**Aim:** Images are not part of the copy; transcribe all the data exactly.

**Supplied material:**
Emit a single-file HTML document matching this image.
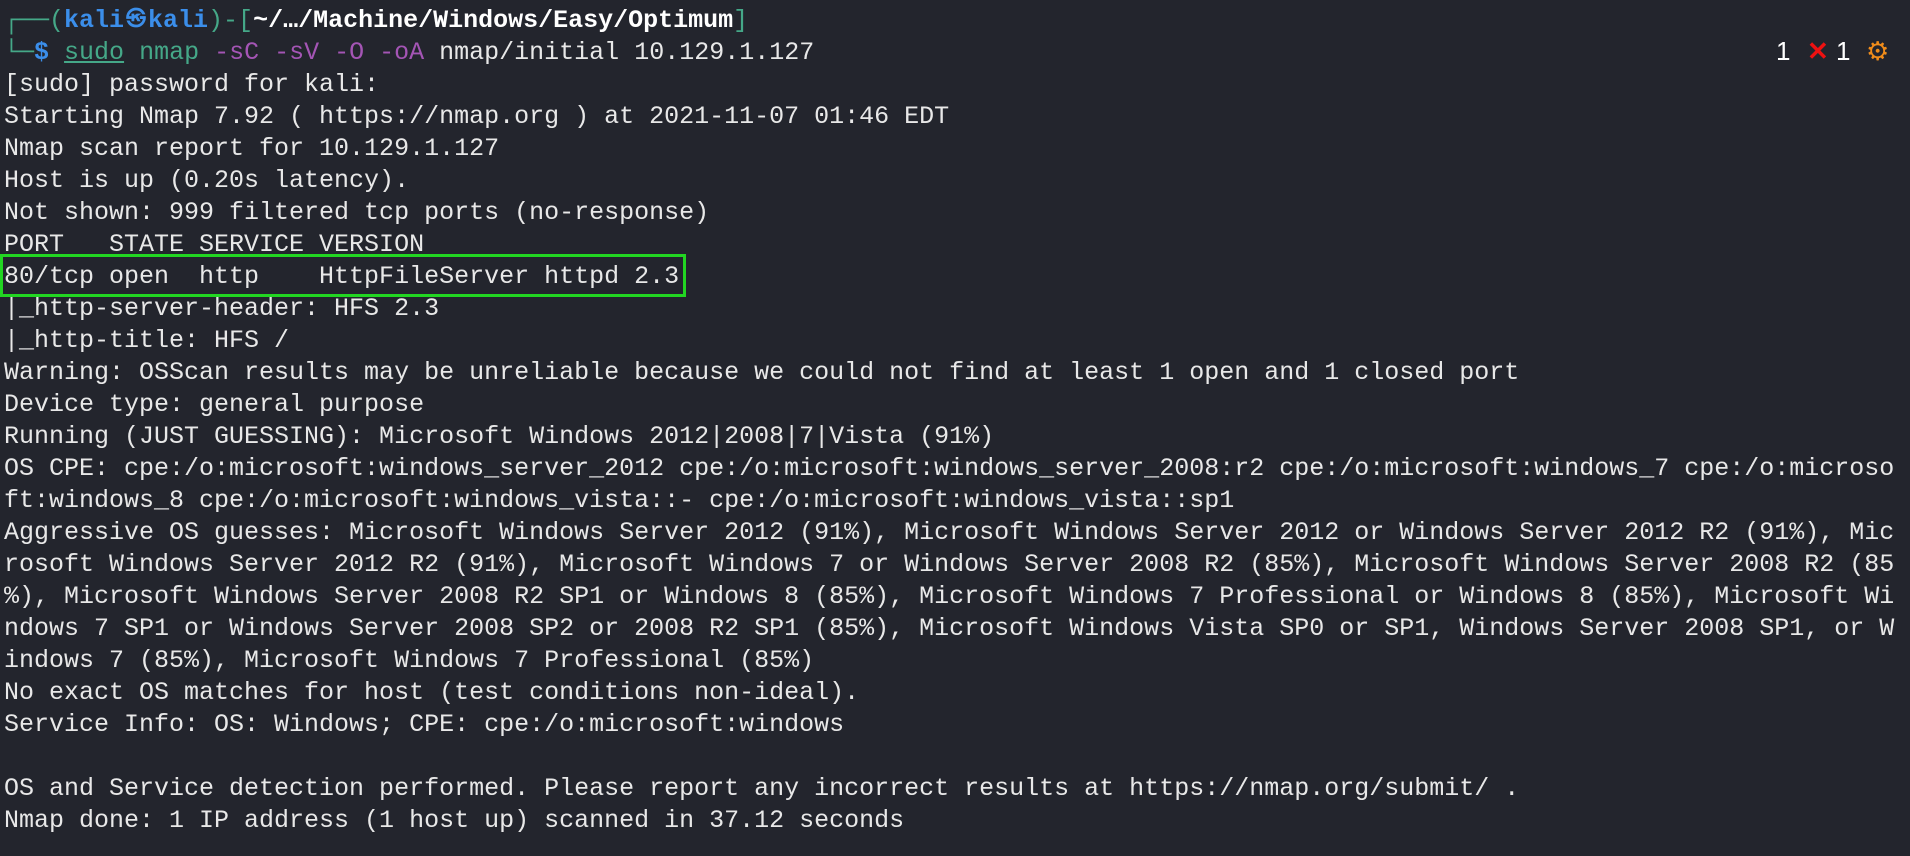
<!DOCTYPE html>
<html><head><meta charset="utf-8"><style>
html,body{margin:0;padding:0;width:1910px;height:856px;background:#23252d;overflow:hidden}
pre{margin:0;position:absolute;left:4px;top:5px;font-family:"Liberation Mono","DejaVu Sans Mono",monospace;font-size:25px;letter-spacing:0;line-height:32px;color:#e8e8e8;white-space:pre}
.t{color:#45a888}.b{color:#3b8eea;font-weight:bold}.w{color:#ffffff;font-weight:bold}.p{color:#a455b5}.u{text-decoration:underline}
.k{display:inline-block;width:24px;text-align:center;font-size:20px;overflow:hidden;vertical-align:top}
.box{position:absolute;left:0;top:254px;width:680px;height:37px;border:3px solid #22d622}
.st{position:absolute;top:36px;font-family:"Liberation Sans",sans-serif;font-size:26px;color:#fff}
</style></head><body>
<pre><span class="t">┌──(</span><span class="b">kali<span class="k">㉿</span>kali</span><span class="t">)-[</span><span class="w">~/…/Machine/Windows/Easy/Optimum</span><span class="t">]</span>
<span class="t">└─</span><span class="b">$</span> <span class="t u">sudo</span> <span class="t">nmap</span> <span class="p">-sC -sV -O -oA</span> nmap/initial 10.129.1.127
[sudo] password for kali:
Starting Nmap 7.92 ( https://nmap.org ) at 2021-11-07 01:46 EDT
Nmap scan report for 10.129.1.127
Host is up (0.20s latency).
Not shown: 999 filtered tcp ports (no-response)
PORT   STATE SERVICE VERSION
80/tcp open  http    HttpFileServer httpd 2.3
|_http-server-header: HFS 2.3
|_http-title: HFS /
Warning: OSScan results may be unreliable because we could not find at least 1 open and 1 closed port
Device type: general purpose
Running (JUST GUESSING): Microsoft Windows 2012|2008|7|Vista (91%)
OS CPE: cpe:/o:microsoft:windows_server_2012 cpe:/o:microsoft:windows_server_2008:r2 cpe:/o:microsoft:windows_7 cpe:/o:microso
ft:windows_8 cpe:/o:microsoft:windows_vista::- cpe:/o:microsoft:windows_vista::sp1
Aggressive OS guesses: Microsoft Windows Server 2012 (91%), Microsoft Windows Server 2012 or Windows Server 2012 R2 (91%), Mic
rosoft Windows Server 2012 R2 (91%), Microsoft Windows 7 or Windows Server 2008 R2 (85%), Microsoft Windows Server 2008 R2 (85
%), Microsoft Windows Server 2008 R2 SP1 or Windows 8 (85%), Microsoft Windows 7 Professional or Windows 8 (85%), Microsoft Wi
ndows 7 SP1 or Windows Server 2008 SP2 or 2008 R2 SP1 (85%), Microsoft Windows Vista SP0 or SP1, Windows Server 2008 SP1, or W
indows 7 (85%), Microsoft Windows 7 Professional (85%)
No exact OS matches for host (test conditions non-ideal).
Service Info: OS: Windows; CPE: cpe:/o:microsoft:windows

OS and Service detection performed. Please report any incorrect results at https://nmap.org/submit/ .
Nmap done: 1 IP address (1 host up) scanned in 37.12 seconds</pre>
<div class="box"></div>
<div class="st" style="left:1776px">1</div>
<div class="st" style="left:1807px;color:#ee1111;font-weight:bold">✕</div>
<div class="st" style="left:1836px">1</div>
<div class="st" style="left:1866px;color:#f08c1a">⚙</div>
</body></html>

**Written answer:**
Emit a single-file HTML document matching this image.
<!DOCTYPE html>
<html><head><meta charset="utf-8"><style>
html,body{margin:0;padding:0;width:1910px;height:856px;background:#23252d;overflow:hidden}
pre{margin:0;position:absolute;left:4px;top:5px;font-family:"Liberation Mono","DejaVu Sans Mono",monospace;font-size:25px;letter-spacing:0;line-height:32px;color:#e8e8e8;white-space:pre}
.t{color:#45a888}.b{color:#3b8eea;font-weight:bold}.w{color:#ffffff;font-weight:bold}.p{color:#a455b5}.u{text-decoration:underline}
.k{display:inline-block;width:24px;text-align:center;font-size:20px;overflow:hidden;vertical-align:top}
.box{position:absolute;left:0;top:254px;width:680px;height:37px;border:3px solid #22d622}
.st{position:absolute;top:36px;font-family:"Liberation Sans",sans-serif;font-size:26px;color:#fff}
</style></head><body>
<pre><span class="t">┌──(</span><span class="b">kali<span class="k">㉿</span>kali</span><span class="t">)-[</span><span class="w">~/…/Machine/Windows/Easy/Optimum</span><span class="t">]</span>
<span class="t">└─</span><span class="b">$</span> <span class="t u">sudo</span> <span class="t">nmap</span> <span class="p">-sC -sV -O -oA</span> nmap/initial 10.129.1.127
[sudo] password for kali:
Starting Nmap 7.92 ( https://nmap.org ) at 2021-11-07 01:46 EDT
Nmap scan report for 10.129.1.127
Host is up (0.20s latency).
Not shown: 999 filtered tcp ports (no-response)
PORT   STATE SERVICE VERSION
80/tcp open  http    HttpFileServer httpd 2.3
|_http-server-header: HFS 2.3
|_http-title: HFS /
Warning: OSScan results may be unreliable because we could not find at least 1 open and 1 closed port
Device type: general purpose
Running (JUST GUESSING): Microsoft Windows 2012|2008|7|Vista (91%)
OS CPE: cpe:/o:microsoft:windows_server_2012 cpe:/o:microsoft:windows_server_2008:r2 cpe:/o:microsoft:windows_7 cpe:/o:microso
ft:windows_8 cpe:/o:microsoft:windows_vista::- cpe:/o:microsoft:windows_vista::sp1
Aggressive OS guesses: Microsoft Windows Server 2012 (91%), Microsoft Windows Server 2012 or Windows Server 2012 R2 (91%), Mic
rosoft Windows Server 2012 R2 (91%), Microsoft Windows 7 or Windows Server 2008 R2 (85%), Microsoft Windows Server 2008 R2 (85
%), Microsoft Windows Server 2008 R2 SP1 or Windows 8 (85%), Microsoft Windows 7 Professional or Windows 8 (85%), Microsoft Wi
ndows 7 SP1 or Windows Server 2008 SP2 or 2008 R2 SP1 (85%), Microsoft Windows Vista SP0 or SP1, Windows Server 2008 SP1, or W
indows 7 (85%), Microsoft Windows 7 Professional (85%)
No exact OS matches for host (test conditions non-ideal).
Service Info: OS: Windows; CPE: cpe:/o:microsoft:windows

OS and Service detection performed. Please report any incorrect results at https://nmap.org/submit/ .
Nmap done: 1 IP address (1 host up) scanned in 37.12 seconds</pre>
<div class="box"></div>
<div class="st" style="left:1776px">1</div>
<div class="st" style="left:1807px;color:#ee1111;font-weight:bold">✕</div>
<div class="st" style="left:1836px">1</div>
<div class="st" style="left:1866px;color:#f08c1a">⚙</div>
</body></html>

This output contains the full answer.